Zielgerichtetere Maßnahmen braucht es auch bei der Schaffung von Bildungsgerechtigkeit. Die kommunalen Netz- werke der Frühen Hilfen sind zu stärken, die benachteiligte Familien mit Kindern im Alter von 0-3 Jahren fördern. Statt der Kita-Beitragsfreiheit für alle, die hauptsächlich gutverdienende Familien entlastet, sollten Investitionen beispielsweise zur Sicherstellung eines guten Fachkraft- Kind-Schlüssels genutzt werden. Kinderbetreuung sollte perspektivisch ab dem Ende des Mutterschutzes garantiert werden und die Betreuungszeiten sind zu flexibilisieren, damit auch Schichtdienste möglich werden.

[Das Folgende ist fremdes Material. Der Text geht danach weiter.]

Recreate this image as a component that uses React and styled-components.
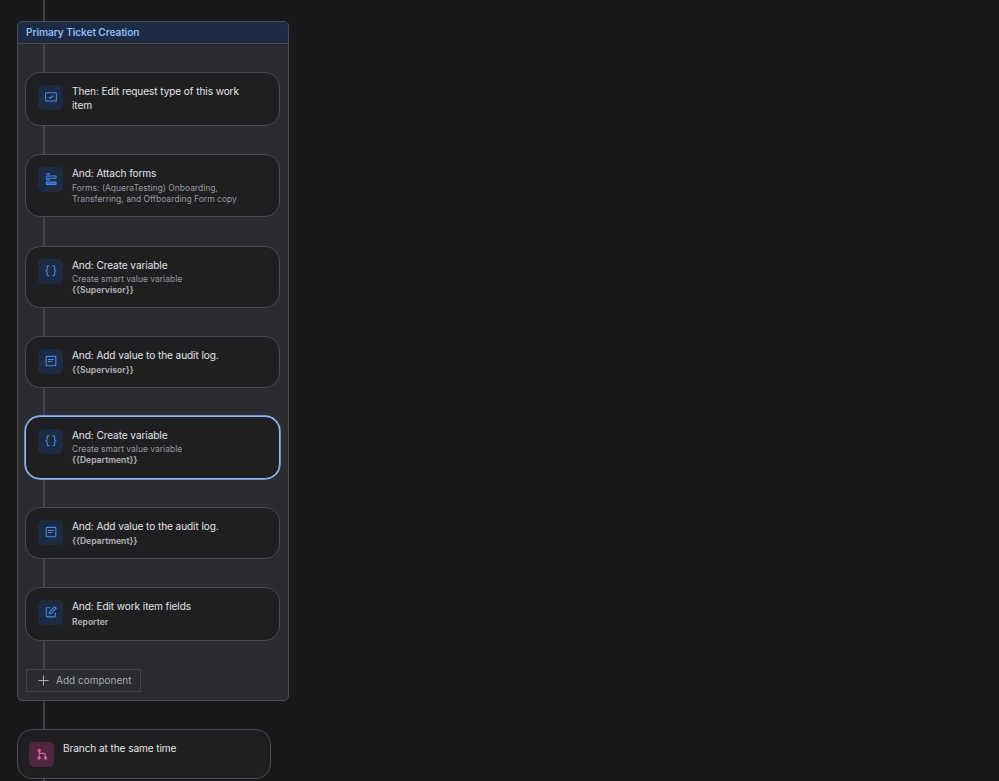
import React from "react";
import styled, { createGlobalStyle } from "styled-components";

const GlobalStyle = createGlobalStyle`
* {
  box-sizing: border-box;
}
body {
  margin: 0;
  background: #18191a;
  color: #e2e3e6;
  font-family: Inter, "Liberation Sans", sans-serif;
  overflow: hidden;
}
`

const CheckIcon = () => (
  <Icon viewBox="0 0 12 12">
    <rect x="0.6" y="1.7" width="10.8" height="8.3" rx="0.8" />
    <path d="M4 6l1.4 1.4L8.2 4.5" />
  </Icon>
)

const FormIcon = () => (
  <Icon viewBox="0 0 12 12">
    <path d="M0.8 0.9h4.2M0.8 6.9h4.2" />
    <rect x="1.3" y="3" width="9.7" height="2.2" rx="0.4" />
    <rect x="1.3" y="9" width="9.7" height="2.5" rx="0.4" fill="#3467b5" />
  </Icon>
)

const BracesIcon = () => (
  <Icon viewBox="0 0 12 12">
    <path d="M4.2 0.9H3.2Q2.1 0.9 2.1 2v2.2Q2.1 5.8 0.8 5.8 2.1 5.8 2.1 7.4v2.1q0 1.1 1.1 1.1H4.2" />
    <path d="M7.6 0.9h1q1.1 0 1.1 1.1v2.2q0 1.6 1.3 1.6-1.3 0-1.3 1.6v2.1q0 1.1-1.1 1.1H7.6" />
  </Icon>
)

const LogIcon = () => (
  <Icon viewBox="0 0 12 12">
    <rect x="1.2" y="1.4" width="9.6" height="9.4" rx="0.8" />
    <path d="M3 4.5h6M3 6.5h4.5" />
  </Icon>
)

const EditIcon = () => (
  <Icon viewBox="0 0 12 12">
    <path d="M5.2 1.7H2Q1.2 1.7 1.2 2.5v7.6q0 0.8 0.8 0.8h7.6q0.8 0 0.8-0.8V6.8" />
    <path d="M4.3 7.8l0.5-2.2L9.3 1.1q0.4-0.4 0.8 0l0.8 0.8q0.4 0.4 0 0.8L6.4 7.2z" />
  </Icon>
)

const BranchIcon = () => (
  <Icon viewBox="0 0 12 12">
    <circle cx="3.2" cy="2.3" r="1.1" fill="currentColor" />
    <circle cx="3.2" cy="10" r="1.1" fill="currentColor" />
    <circle cx="9.4" cy="10" r="1.1" fill="currentColor" />
    <path d="M3.2 2.3v7.7M3.2 5.4h4.2q2 0 2 2V10" />
  </Icon>
)

const steps = [
  { title: "Then: Edit request type of this work item", icon: CheckIcon, height: 54, gap: 28 },
  {
    title: "And: Attach forms",
    text: "Forms: (AqueraTesting) Onboarding, Transferring, and Offboarding Form copy",
    icon: FormIcon,
    height: 63,
    gap: 29,
  },
  {
    title: "And: Create variable",
    text: "Create smart value variable",
    value: "{{Supervisor}}",
    icon: BracesIcon,
    height: 62,
    gap: 28,
  },
  { title: "And: Add value to the audit log.", value: "{{Supervisor}}", icon: LogIcon, height: 52, gap: 28 },
  {
    title: "And: Create variable",
    text: "Create smart value variable",
    value: "{{Department}}",
    icon: BracesIcon,
    height: 63,
    gap: 28,
    selected: true,
  },
  { title: "And: Add value to the audit log.", value: "{{Department}}", icon: LogIcon, height: 52, gap: 28 },
  { title: "And: Edit work item fields", value: "Reporter", icon: EditIcon, height: 54, gap: 28, roomy: true },
]

const Step = ({ step }) => {
  const StepIcon = step.icon
  return (
    <>
      <Card $height={step.height} $selected={step.selected}>
        <IconBox>
          <StepIcon />
        </IconBox>
        <Copy>
          <Title>{step.title}</Title>
          {step.text && <Text $tight={step.value}>{step.text}</Text>}
          {step.value && <Value $gap={step.roomy ? 4 : step.text ? 0 : 3}>{step.value}</Value>}
        </Copy>
      </Card>
      <Connector $height={step.gap} $left={18} />
    </>
  )
}

export default function App() {
  return (
    <Canvas>
      <GlobalStyle />
      <Connector $height={21} $left={26} />
      <Group>
        <GroupHeader>Primary Ticket Creation</GroupHeader>
        <GroupBody>
          <Connector $height={28} $left={18} />
          {steps.map((step, i) => (
            <Step key={i} step={step} />
          ))}
          <AddButton>
            <Plus viewBox="0 0 12 12">
              <path d="M6 0.5v11M0.5 6h11" />
            </Plus>
            <AddLabel>Add component</AddLabel>
          </AddButton>
        </GroupBody>
      </Group>
      <Connector $height={28} $left={26} />
      <Card $height={50} $branch>
        <IconBox $pink>
          <BranchIcon />
        </IconBox>
        <Copy>
          <Title>Branch at the same time</Title>
        </Copy>
      </Card>
      <Connector $height={2} $left={26} />
    </Canvas>
  )
}

const Canvas = styled.main`
display: flex;
flex-direction: column;
height: 781px;
padding-left: 17px;
overflow: hidden;
`

const Connector = styled.div`
flex: none;
width: 2px;
height: ${(p) => p.$height}px;
margin-left: ${(p) => p.$left}px;
background: #424347;
`

const Group = styled.section`
flex: none;
width: 272px;
height: 680px;
border: 1px solid #4a4b4f;
border-radius: 5px;
background: #2b2c2f;
overflow: hidden;
`

const GroupHeader = styled.h2`
height: 22px;
margin: 0;
padding-left: 8px;
border-bottom: 1px solid #4a4b4f;
background: #1c2b42;
color: #8fb8f6;
font-size: 10.1px;
font-weight: 600;
letter-spacing: -0.08px;
line-height: 20px;
`

const GroupBody = styled.div`
padding: 0 7px;
`

const Card = styled.article`
position: relative;
display: flex;
flex: none;
width: ${(p) => (p.$branch ? 254 : 255)}px;
height: ${(p) => p.$height}px;
padding: 11.5px 24px 0 ${(p) => (p.$branch ? 11 : 12)}px;
border: 1px solid #4a4b4f;
border-color: ${(p) => (p.$selected ? "#8fb8f6" : "#4a4b4f")};
border-radius: 15px;
box-shadow: ${(p) => (p.$selected ? "0 0 0 0.7px #8fb8f6" : "none")};
background: #1f1f21;
`

const IconBox = styled.div`
display: flex;
flex: none;
align-items: center;
justify-content: center;
width: 25px;
height: 25px;
border-radius: 5px;
background: ${(p) => (p.$pink ? "#50253f" : "#1c2b42")};
color: ${(p) => (p.$pink ? "#da62ac" : "#4688ec")};
`

const Icon = styled.svg`
width: 12px;
height: 12px;
fill: none;
stroke: currentColor;
stroke-width: 1.1;
stroke-linejoin: round;
`

const Copy = styled.div`
min-width: 0;
margin: -1px 0 0 9px;
`

const Title = styled.div`
color: #e2e3e6;
font-size: 10.1px;
letter-spacing: -0.09px;
line-height: 14px;
`

const Text = styled.div`
margin-top: ${(p) => (p.$tight ? 2 : 3.3)}px;
color: #96999e;
font-size: 8.5px;
line-height: 11.4px;
`

const Value = styled.div`
margin-top: ${(p) => p.$gap}px;
color: #a9abaf;
font-size: 8.5px;
font-weight: 700;
line-height: 11.4px;
`

const AddButton = styled.button`
display: flex;
align-items: center;
gap: 7px;
width: 115px;
height: 23px;
margin-left: 1px;
padding: 0 0 0 11px;
border: 1px solid #424347;
background: transparent;
color: #a9abaf;
font-family: inherit;
font-size: 10px;
white-space: nowrap;
`

const AddLabel = styled.span`
padding-bottom: 2px;
`

const Plus = styled.svg`
width: 11px;
height: 11px;
stroke: currentColor;
stroke-width: 1.1;
`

Statt alle Schulen gleich zu fördern, sollten Schulen in Regionen mit großen sozialen Herausforderungen finanziell besser ausgestattet werden. Das gelingt am besten mit einem „German Dream“- Zuschuss an Schulen für jedes Kind mit niedrigem sozioökonomischem Status. NRW zeigt mit seinen Talentschulen, wie Bildungsgerechtigkeit in benachteiligten Vierteln hergestellt werden kann. Schülern aus prekären Milieus sollten besondere Angebote für den Erwerb digitaler Kompetenz gemacht werden. Warum werden nicht zusätzlich Lehramtsstudierende einbezogen, wenn es darum geht, verpassten Schulstoff aufzuholen? Kinder aus armen Familien sollten Lernförderung nicht nur dann erhalten, wenn wesentlichen Lernziele andernfalls nicht erreicht würden, sondern auch, wenn sie sich beispielsweise von der 3 auf die 1 verbessern wollen.

Für den Übergang von der Schule in das Berufsleben fordern wir den flächen- deckenden Ausbau der Jugendberufsagenturen mit einer verbesserten Kooperation von Jobcenter, Schule, frühkindlicher Betreuung und Jugendhilfe.